YOU can now donate computer software cassettes to Oxfam, along with the more usual clothes, books and toys.

The overseas aid charity is mounting a special appeal in June and July for any personal computer software from either individuals or manufacturers and retailers. The games can be donated at any one of Oxfam’s 650 shops in this country.

GOSH set up legal fund

GOSH — the Guild of Software Houses — has established a legal fund to fight software piracy.

Twenty-one member companies attended a meeting held last week and pledged over £50,000 to help establish a legal precedent for software copyright.

Commented GOSH chairman Nick Alexander, “All we have to do now is find a suitable case to fight — and believe me there are plenty of deserving causes.”

Valhalla goes US

VALHALLA, the big selling Spectrum title, is now confidently expected to be available on the Commodore 64 within the next few weeks.

A production version is almost finished, with only minor ‘tweaks’ left to do. Although the plot objectives and major features of the game are the same as the Spectrum version, Legend regard the 64 edition as slightly superior.

“Obviously we’ve been able to do more in terms of colour graphics for the characters on the 64 and have improved the backgrounds” said Legend’s John Peel. “We’ve also speeded up the action of the game — more happens sooner — I think we’re getting that bit closer to our objective of a computer movie.”

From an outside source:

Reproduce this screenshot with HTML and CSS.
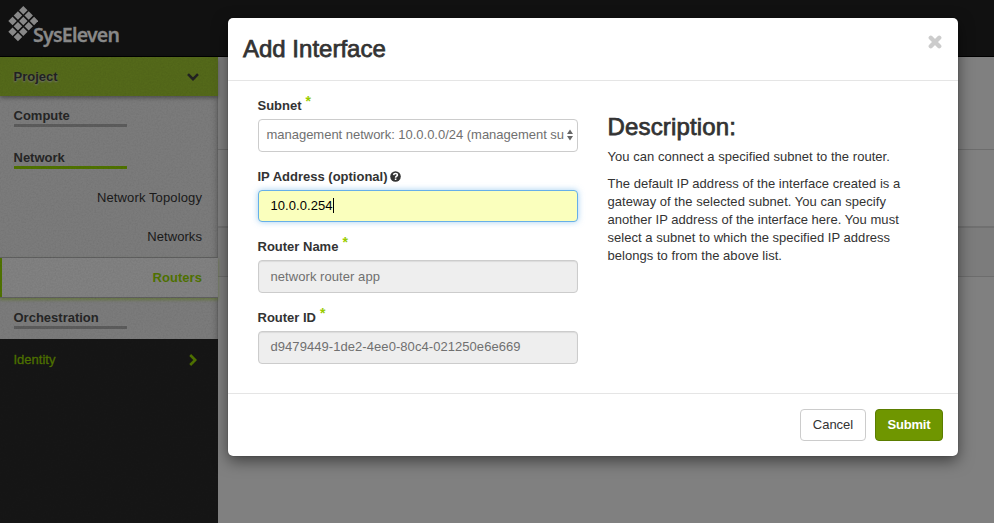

In what is believed to be an unprecedented move, Legend has insured itself, reportedly with Commercial Union — for up to 12.5m, to combat the ‘Star Wars syndrome’ — pirated copies of the game reaching the shops before the official version. The figure reflects anticipated sales in the US when a disc version of the game is issued there at Christmas. One of the companies believed to be involved in the American deal is video and tv giant CBS.